On Tue, Jun 7, 2011 at 12:22 AM, Hector Yee <he...@gmail.com> wrote:
> I've used systems before that kept the original mapping to the classifier
> specific mapping.
> It can be nice because you can add new features and an old model may still
> work because the new features would be out of range of the old mappings.
> It can also provide a place to store score statistics (such as min / max /
> avg / std dev) for classifiers that need to normalize their features, such
> as the linear models.
>
> It could be something like this
>
> FeatureInfo
>  int32 original_index
>  int32 internal_index
>  float min_value
>  float max_value
>
> FeatureSetInfo
>  repeated FeatureInfo
>
> The drawback is potentially adding 32-bytes per feature, which could be
> detrimental in terms of size, especially for high dimensional feature spaces
> (e.g. text).
> If the writable interface could make this optional it would work.
> Or we could make all classifiers have a fixed header that we write
> containing the common meta-data followed by the actual model itself.
>
> On Mon, Jun 6, 2011 at 3:17 AM, Ted Dunning <te...@gmail.com> wrote:
>
>> You have to remember that mapping.  You will have created it when you
>> encoded the target variable.
>>
>> This is occasionally a nasty problem.  I have considered adding the ability
>> to record a dictionary in the classification models, but have not done so.
>>
>> What interface would you like to see?
>>
>> Hector, you might like a vote on this.  What do you think?
>>
>> Jeff, what do you think about the impact on the clustering/classification
>> unification?
>>
>> On Sat, Jun 4, 2011 at 10:39 PM, XiaoboGu <gu...@gmail.com> wrote:
>>
>> > How can I find the map between original target labels and the encoded
>> > target codes?
>> >
>>
>
>
>
> --
> Yee Yang Li Hector
> http://hectorgon.blogspot.com/ (tech + travel)
> http://hectorgon.com (book reviews)
>



-- 
Lance Norskog
goksron@gmail.com

Re: How to get the predicted target lable using CrossFolderLearner?
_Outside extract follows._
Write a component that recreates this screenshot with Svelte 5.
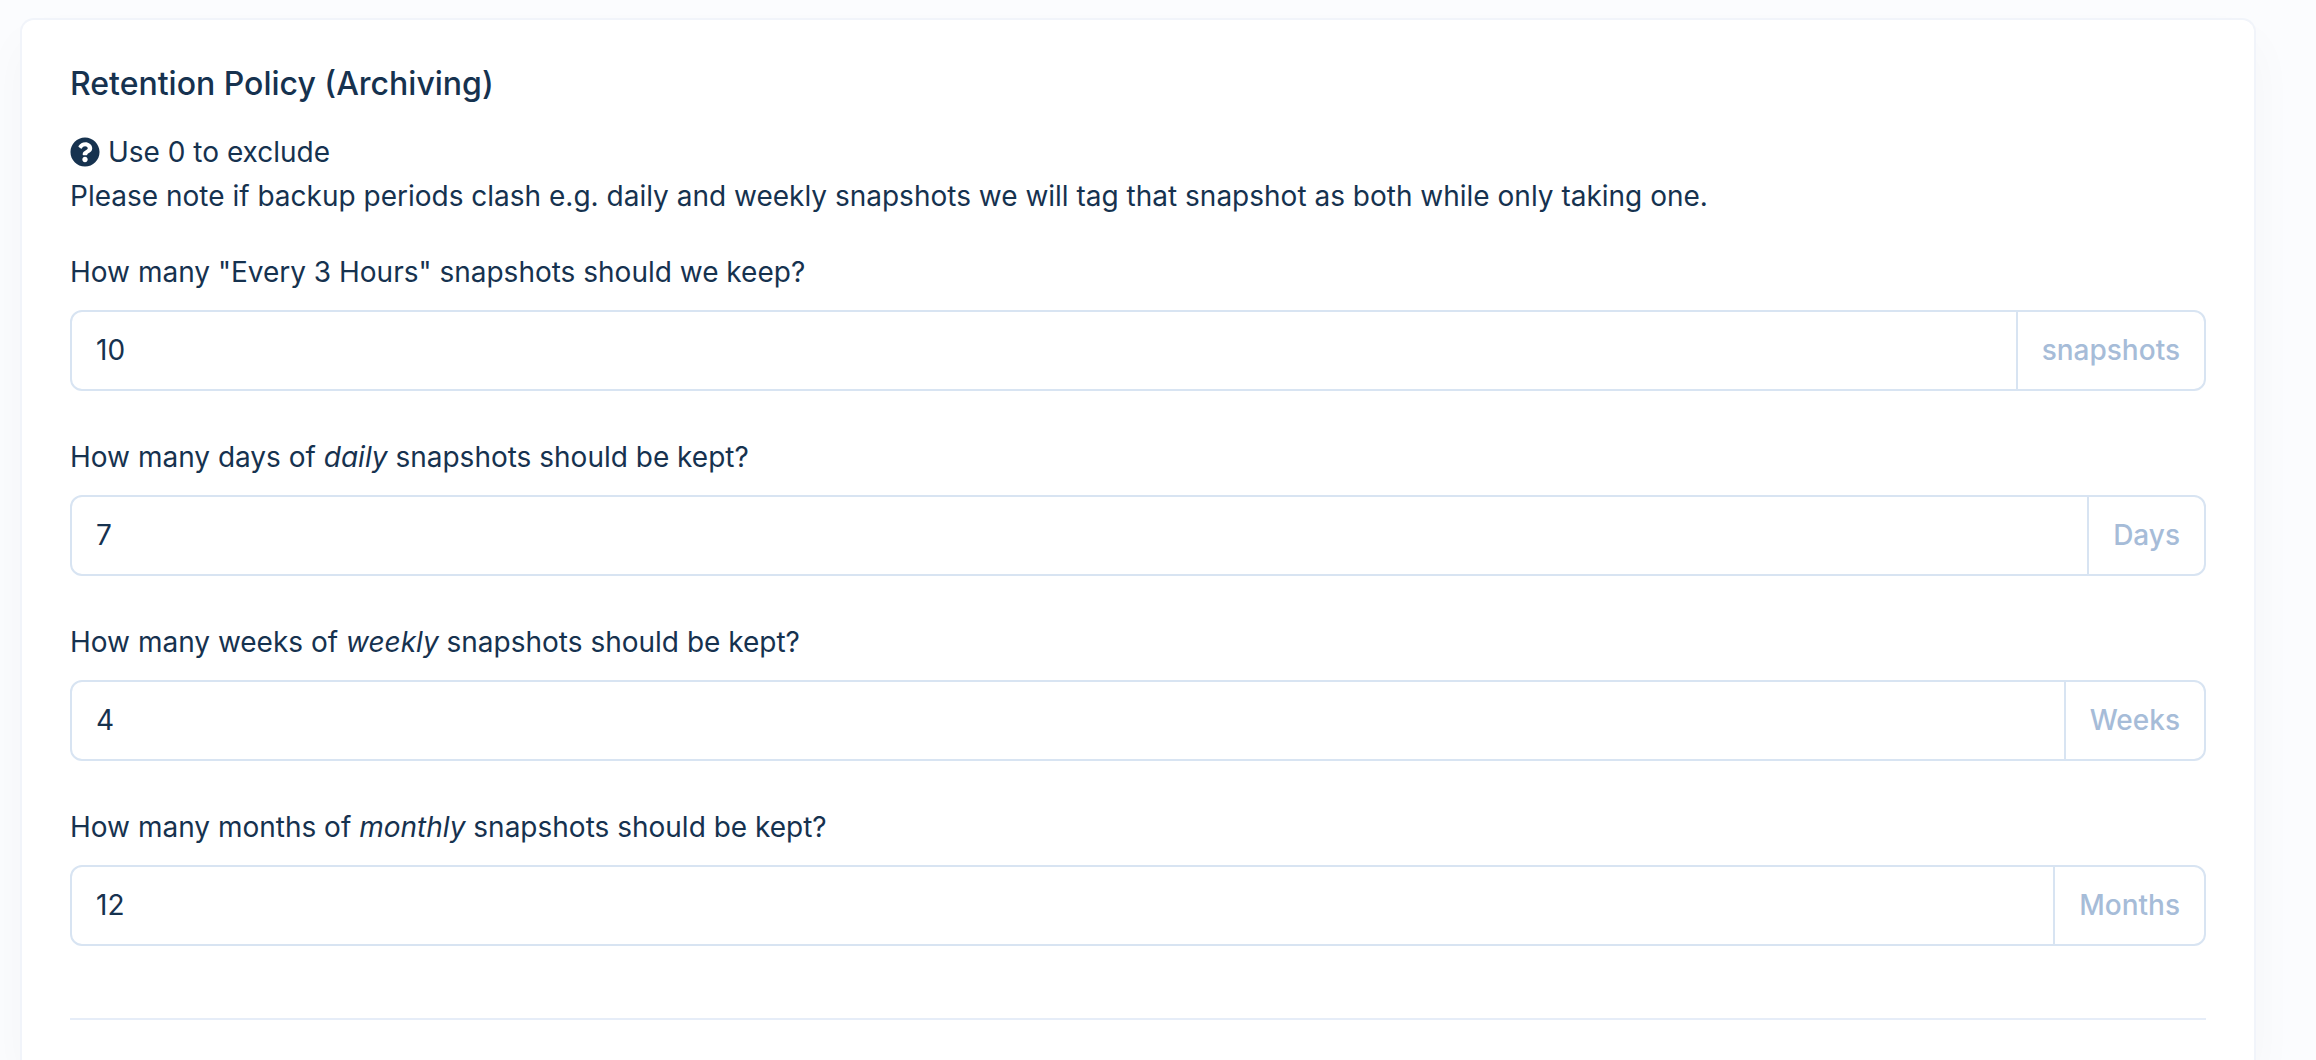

Posted by Hector Yee <he...@gmail.com>.

I've used systems before that kept the original mapping to the classifier
specific mapping.
It can be nice because you can add new features and an old model may still
work because the new features would be out of range of the old mappings.
It can also provide a place to store score statistics (such as min / max /
avg / std dev) for classifiers that need to normalize their features, such
as the linear models.

It could be something like this

FeatureInfo
  int32 original_index
  int32 internal_index
  float min_value
  float max_value

FeatureSetInfo
  repeated FeatureInfo

The drawback is potentially adding 32-bytes per feature, which could be
detrimental in terms of size, especially for high dimensional feature spaces
(e.g. text).
If the writable interface could make this optional it would work.
Or we could make all classifiers have a fixed header that we write
containing the common meta-data followed by the actual model itself.
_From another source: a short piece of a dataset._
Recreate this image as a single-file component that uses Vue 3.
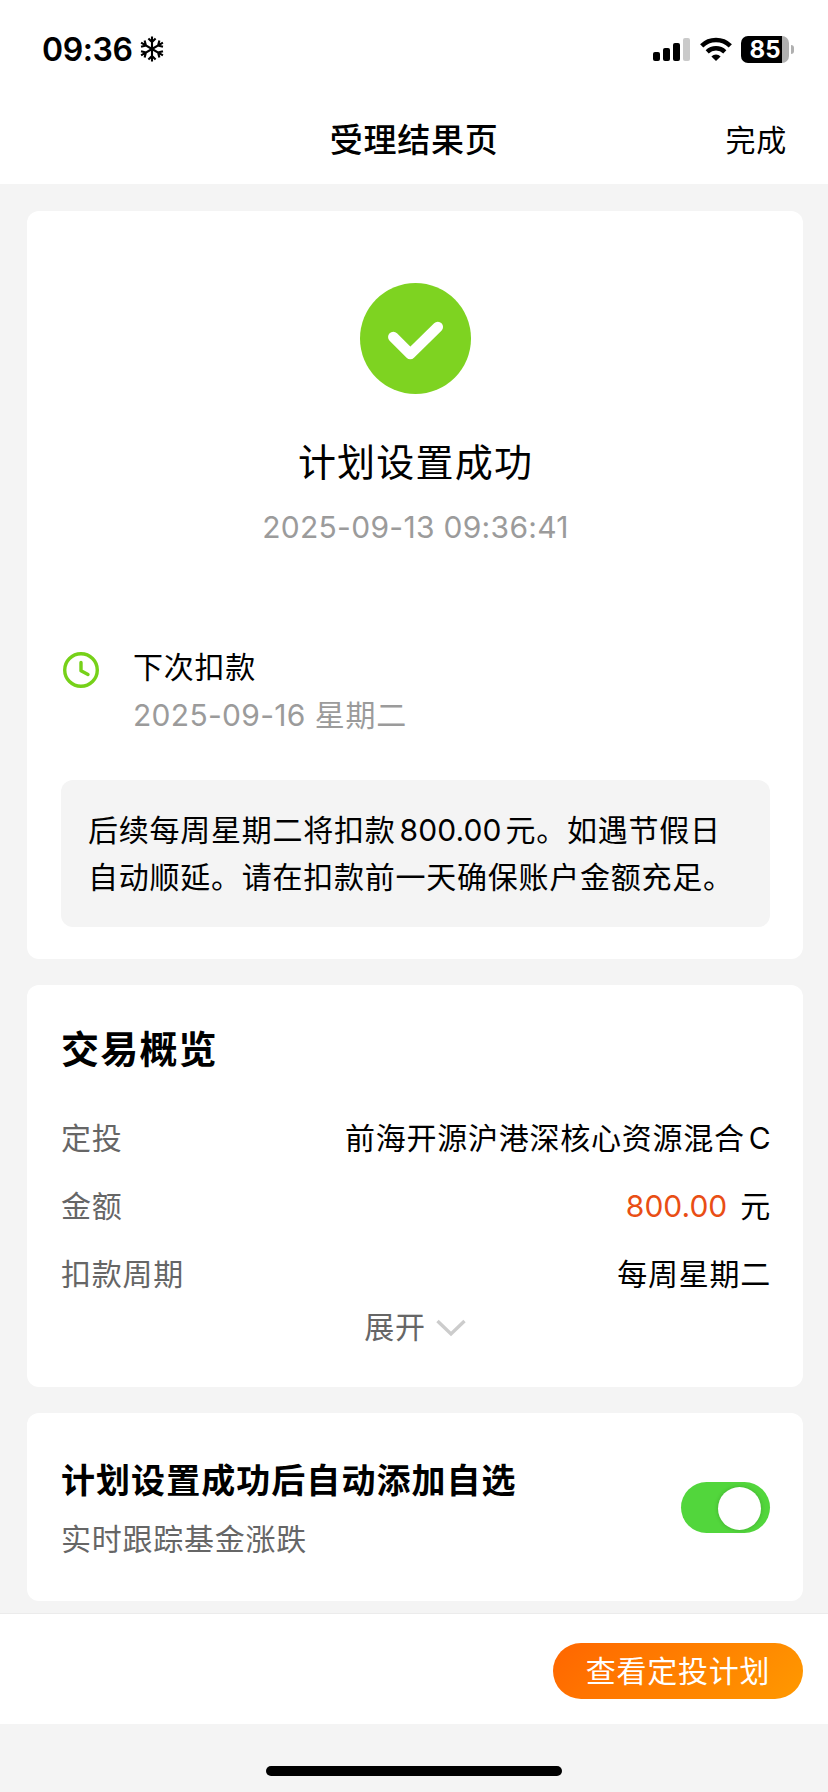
<template>
  <div class="page">
    <header class="top">
      <div class="status">
        <div class="clock">
          <span class="time">09:36</span>
          <svg class="snow" viewBox="0 0 24 26" width="24" height="26" fill="none" stroke="#000" stroke-width="2.1">
            <g v-for="a in [0, 60, 120, 180, 240, 300]" :key="a" :transform="`rotate(${a} 12 13)`">
              <path d="M12 13V0.4M8.4 2.4l3.6 3.6 3.6-3.6" />
            </g>
          </svg>
        </div>
        <div class="indicators">
          <svg viewBox="0 0 37 24" width="37" height="24">
            <rect x="0" y="14" width="7" height="9" rx="2" />
            <rect x="10" y="10" width="7" height="13" rx="2" />
            <rect x="20" y="5" width="7" height="18" rx="2" />
            <rect x="30" y="0" width="7" height="23" rx="2" fill="#cacaca" />
          </svg>
          <svg class="wifi" viewBox="0 0 32 24" width="32" height="24">
            <path d="M1.7 8.8a20.5 20.5 0 0 1 28.6 0" fill="none" stroke="#000" stroke-width="4.6" />
            <path d="M7.2 14.9a12.6 12.6 0 0 1 17.6 0" fill="none" stroke="#000" stroke-width="4.4" />
            <path d="M16 24l-4.6-4.6a6.6 6.6 0 0 1 9.2 0z" />
          </svg>
          <div class="battery"><span>85</span></div>
          <i class="nub"></i>
        </div>
      </div>
      <nav class="nav">
        <h1>受理结果页</h1>
        <a class="done">完成</a>
      </nav>
    </header>

    <main class="content">
      <section class="card result">
        <svg class="check" viewBox="0 0 111 111" width="111" height="111">
          <circle cx="55.5" cy="55.5" r="55.5" fill="#7ed321" />
          <path d="M33.3 54l17 17L77.8 44" fill="none" stroke="#fff" stroke-width="10.5" stroke-linecap="round" stroke-linejoin="round" />
        </svg>
        <h2>计划设置成功</h2>
        <p class="stamp num">2025-09-13 09:36:41</p>
        <div class="next">
          <svg viewBox="0 0 36 36" width="36" height="36" fill="none" stroke="#76d119" stroke-width="3.4">
            <circle cx="18" cy="18" r="16.3" />
            <path d="M18 10.5v8.2l7 3.8" stroke-linecap="round" stroke-linejoin="round" />
          </svg>
          <div>
            <div class="next-label">下次扣款</div>
            <div class="next-date"><span class="num">2025-09-16</span>星期二</div>
          </div>
        </div>
        <div class="notice">
          后续每周星期二将扣款<span class="num">800.00</span>元。如遇节假日<br>自动顺延。请在扣款前一天确保账户金额充足。
        </div>
      </section>

      <section class="card overview">
        <h3>交易概览</h3>
        <div v-for="row in rows" :key="row.label" class="row">
          <span class="label">{{ row.label }}</span>
          <span class="value">
            <span v-if="row.amount" class="num amount">{{ row.amount }}</span>{{ row.value }}<span v-if="row.suffix" class="num suffix">{{ row.suffix }}</span>
          </span>
        </div>
        <div class="expand">
          <span>展开</span>
          <svg viewBox="0 0 30 18" width="30" height="18" fill="none" stroke="#ccc" stroke-width="3.4"><path d="M1.5 2L15 15 28.5 2" /></svg>
        </div>
      </section>

      <section class="card favorite">
        <div>
          <h4>计划设置成功后自动添加自选</h4>
          <p>实时跟踪基金涨跌</p>
        </div>
        <button type="button" class="switch" :class="{ on: autoAdd }" aria-label="自动添加自选" @click="autoAdd = !autoAdd"><i></i></button>
      </section>
    </main>

    <footer class="bar">
      <button type="button" class="primary">查看定投计划</button>
    </footer>
    <div class="home"><i></i></div>
  </div>
</template>

<script setup>
import { ref } from 'vue'

const autoAdd = ref(true)

const rows = [
  { label: '定投', value: '前海开源沪港深核心资源混合', suffix: 'C' },
  { label: '金额', amount: '800.00', value: '元' },
  { label: '扣款周期', value: '每周星期二' },
]
</script>

<style>
body { margin: 0; background: #f4f4f4; }
</style>

<style scoped>
.page { width: 828px; height: 1792px; display: flex; flex-direction: column; overflow: hidden; background: #f4f4f4; color: #000; font-family: "Noto Sans CJK SC", sans-serif; font-size: 30px; letter-spacing: 0.75px; }
h1, h2, h3, h4, p { margin: 0; }
svg { display: block; flex-shrink: 0; }
button { border: none; padding: 0; font: inherit; letter-spacing: inherit; }
.num { font-family: Inter, sans-serif; line-height: 1; letter-spacing: 0.3px; }

.top { height: 184px; background: #fff; }
.status { height: 100px; display: flex; justify-content: space-between; padding: 0 34px 0 42px; box-sizing: border-box; }
.clock { display: flex; align-items: flex-start; padding-top: 30px; }
.time { font-family: Inter, sans-serif; font-size: 32px; font-weight: 600; line-height: 40px; letter-spacing: -0.4px; width: 98px; }
.snow { margin-top: 6px; }
.indicators { display: flex; align-items: flex-start; padding-top: 38px; }
.wifi { margin: -1px 0 0 10px; }
.battery { width: 48px; height: 27px; margin: -2px 0 0 9px; border-radius: 7px; background: linear-gradient(90deg, #000 41px, #b0b0b0 41px); color: #fff; font: 700 24px/28px Inter, sans-serif; letter-spacing: 0; text-align: center; }
.nub { width: 3px; height: 9px; margin: 7px 0 0 2px; border-radius: 0 4px 4px 0; background: #b0b0b0; }
.nav { height: 76px; display: grid; grid-template-columns: 1fr auto 1fr; align-items: center; }
.nav h1 { grid-column: 2; font-size: 33px; font-weight: 500; }
.done { justify-self: end; margin-right: 41px; }

.content { height: 1429px; padding: 27px 25px 0 27px; box-sizing: border-box; display: flex; flex-direction: column; gap: 26px; }
.card { flex-shrink: 0; box-sizing: border-box; border-radius: 12px; background: #fff; }
.result { height: 748px; padding: 72px 33px 0 34px; }
.check { margin: 0 auto; }
.result h2 { margin-top: 36px; font-size: 38px; font-weight: 400; line-height: 60px; letter-spacing: 1.2px; text-align: center; }
.stamp { margin-top: 17px; line-height: 40px; color: #9b9b9b; text-align: center; }
.next { height: 96px; margin-top: 92px; display: flex; gap: 34px; padding-left: 2px; line-height: 48px; }
.next svg { margin-top: 13px; }
.next-label { margin-top: 2px; }
.next-date { color: #9b9b9b; }
.next-date .num { margin-right: 9px; }
.notice { height: 147px; margin-top: 45px; padding: 25px 0 0 27px; box-sizing: border-box; border-radius: 12px; background: #f4f4f4; line-height: 47px; white-space: nowrap; }
.notice .num { margin: 0 4px; letter-spacing: 0.1px; }

.overview { height: 402px; padding: 32px 32px 0 34px; }
.overview h3 { font-size: 38px; font-weight: 700; line-height: 60px; letter-spacing: 1.2px; margin-bottom: 25px; }
.row { height: 68px; display: flex; justify-content: space-between; align-items: center; line-height: 44px; }
.label { color: #666; }
.amount { margin-right: 13px; letter-spacing: 0; color: #e94e14; }
.suffix { margin-left: 4px; }
.expand { display: flex; justify-content: center; align-items: center; gap: 10px; line-height: 44px; margin: -3px 2px 0 0; color: #666; }
.expand svg { margin-top: 6px; }

.favorite { height: 188px; padding: 0 33px 0 34px; display: flex; justify-content: space-between; align-items: flex-start; }
.favorite h4 { margin-top: 41px; font-size: 34px; font-weight: 700; line-height: 50px; letter-spacing: 1.05px; }
.favorite p { margin-top: 10px; line-height: 46px; color: #666; }
.switch { display: flex; justify-content: flex-start; width: 89px; height: 51px; margin-top: 69px; padding: 5px 9px 0; border-radius: 26px; background: #ddd; }
.switch.on { justify-content: flex-end; background: #52d63c; }
.switch i { width: 43px; height: 43px; border-radius: 50%; background: #fff; box-shadow: 0 0 4px rgba(0,0,0,0.2); }

.bar { height: 111px; padding: 29px 25px 0 0; box-sizing: border-box; display: flex; justify-content: flex-end; border-top: 1px solid #ebebeb; background: #fff; }
.primary { width: 250px; height: 56px; padding-bottom: 4px; border-radius: 28px; background: linear-gradient(135deg, #ff6600, #ff9900); color: #fff; }
.home { display: flex; justify-content: center; padding-top: 42px; }
.home i { width: 296px; height: 10px; border-radius: 5px; background: #000; }
</style>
On Mon, Jun 6, 2011 at 3:17 AM, Ted Dunning <te...@gmail.com> wrote:

> You have to remember that mapping.  You will have created it when you
> encoded the target variable.
>
> This is occasionally a nasty problem.  I have considered adding the ability
> to record a dictionary in the classification models, but have not done so.
>
> What interface would you like to see?
>
> Hector, you might like a vote on this.  What do you think?
>
> Jeff, what do you think about the impact on the clustering/classification
> unification?
>
> On Sat, Jun 4, 2011 at 10:39 PM, XiaoboGu <gu...@gmail.com> wrote:
>
> > How can I find the map between original target labels and the encoded
> > target codes?
> >
>

-- 
Yee Yang Li Hector
http://hectorgon.blogspot.com/ (tech + travel)
http://hectorgon.com (book reviews)

RE: How to get the predicted target lable using CrossFolderLearner?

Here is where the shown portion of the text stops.